> [Description of the task] Transcribe everything in the data word for word. Pictures are left out.
____ Information supplied
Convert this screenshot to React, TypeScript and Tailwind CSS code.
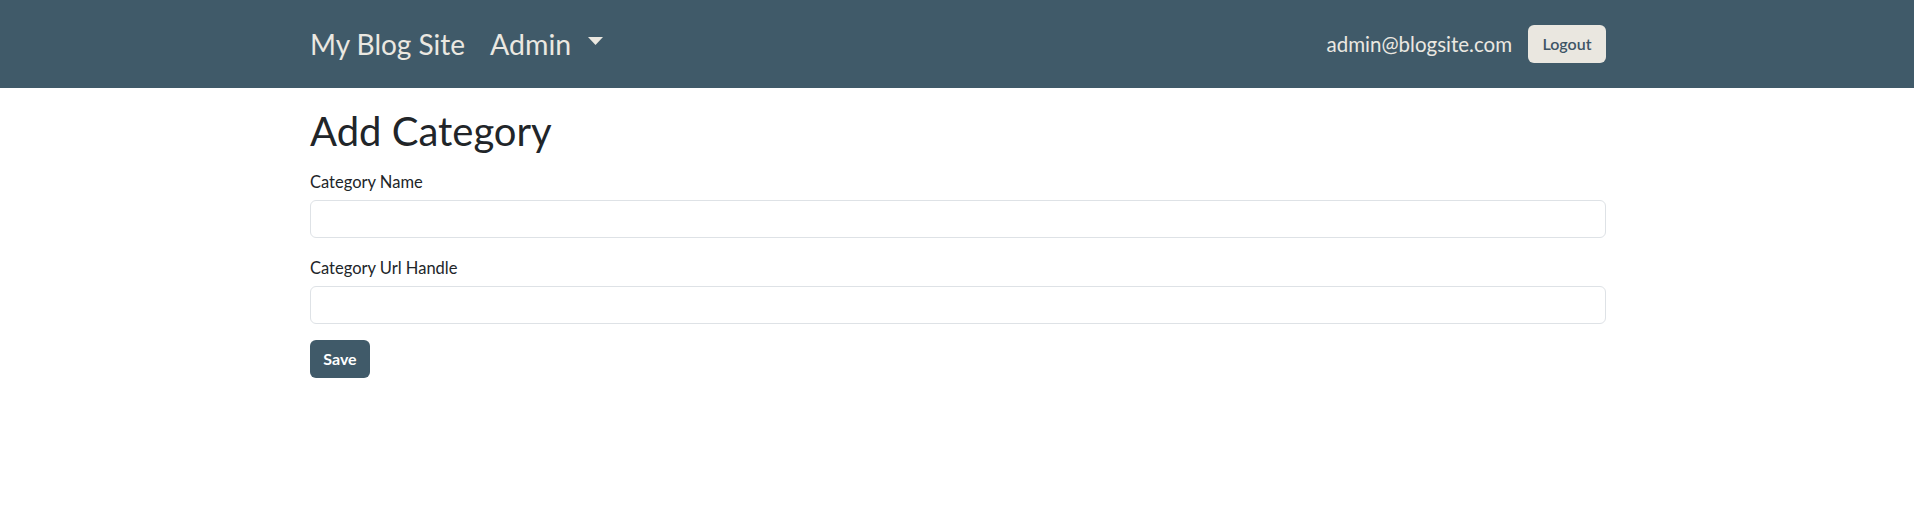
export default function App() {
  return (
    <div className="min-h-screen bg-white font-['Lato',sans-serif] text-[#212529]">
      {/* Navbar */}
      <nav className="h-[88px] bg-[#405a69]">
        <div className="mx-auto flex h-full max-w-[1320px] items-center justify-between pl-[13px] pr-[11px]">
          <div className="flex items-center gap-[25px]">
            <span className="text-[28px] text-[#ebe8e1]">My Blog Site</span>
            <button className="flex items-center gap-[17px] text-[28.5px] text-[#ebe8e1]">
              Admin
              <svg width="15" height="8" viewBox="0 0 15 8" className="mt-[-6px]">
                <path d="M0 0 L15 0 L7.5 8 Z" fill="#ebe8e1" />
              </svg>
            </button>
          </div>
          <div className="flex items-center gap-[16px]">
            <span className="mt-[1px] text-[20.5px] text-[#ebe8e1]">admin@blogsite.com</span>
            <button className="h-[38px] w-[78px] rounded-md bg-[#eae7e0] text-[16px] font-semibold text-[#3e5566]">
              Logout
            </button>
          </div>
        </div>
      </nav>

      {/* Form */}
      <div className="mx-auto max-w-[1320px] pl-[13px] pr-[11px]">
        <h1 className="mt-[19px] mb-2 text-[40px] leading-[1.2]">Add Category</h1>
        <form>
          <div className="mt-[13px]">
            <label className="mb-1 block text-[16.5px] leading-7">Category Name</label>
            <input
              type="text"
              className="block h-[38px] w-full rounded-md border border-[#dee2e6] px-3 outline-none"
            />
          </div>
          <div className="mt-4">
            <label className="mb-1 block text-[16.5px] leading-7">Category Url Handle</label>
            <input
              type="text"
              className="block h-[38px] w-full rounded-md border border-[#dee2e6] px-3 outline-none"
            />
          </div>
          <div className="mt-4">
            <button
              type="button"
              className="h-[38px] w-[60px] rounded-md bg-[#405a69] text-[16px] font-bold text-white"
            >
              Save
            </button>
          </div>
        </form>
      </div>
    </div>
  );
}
________
> [Task result]
Convert this screenshot to React, TypeScript and Tailwind CSS code.
export default function App() {
  return (
    <div className="min-h-screen bg-white font-['Lato',sans-serif] text-[#212529]">
      {/* Navbar */}
      <nav className="h-[88px] bg-[#405a69]">
        <div className="mx-auto flex h-full max-w-[1320px] items-center justify-between pl-[13px] pr-[11px]">
          <div className="flex items-center gap-[25px]">
            <span className="text-[28px] text-[#ebe8e1]">My Blog Site</span>
            <button className="flex items-center gap-[17px] text-[28.5px] text-[#ebe8e1]">
              Admin
              <svg width="15" height="8" viewBox="0 0 15 8" className="mt-[-6px]">
                <path d="M0 0 L15 0 L7.5 8 Z" fill="#ebe8e1" />
              </svg>
            </button>
          </div>
          <div className="flex items-center gap-[16px]">
            <span className="mt-[1px] text-[20.5px] text-[#ebe8e1]">admin@blogsite.com</span>
            <button className="h-[38px] w-[78px] rounded-md bg-[#eae7e0] text-[16px] font-semibold text-[#3e5566]">
              Logout
            </button>
          </div>
        </div>
      </nav>

      {/* Form */}
      <div className="mx-auto max-w-[1320px] pl-[13px] pr-[11px]">
        <h1 className="mt-[19px] mb-2 text-[40px] leading-[1.2]">Add Category</h1>
        <form>
          <div className="mt-[13px]">
            <label className="mb-1 block text-[16.5px] leading-7">Category Name</label>
            <input
              type="text"
              className="block h-[38px] w-full rounded-md border border-[#dee2e6] px-3 outline-none"
            />
          </div>
          <div className="mt-4">
            <label className="mb-1 block text-[16.5px] leading-7">Category Url Handle</label>
            <input
              type="text"
              className="block h-[38px] w-full rounded-md border border-[#dee2e6] px-3 outline-none"
            />
          </div>
          <div className="mt-4">
            <button
              type="button"
              className="h-[38px] w-[60px] rounded-md bg-[#405a69] text-[16px] font-bold text-white"
            >
              Save
            </button>
          </div>
        </form>
      </div>
    </div>
  );
}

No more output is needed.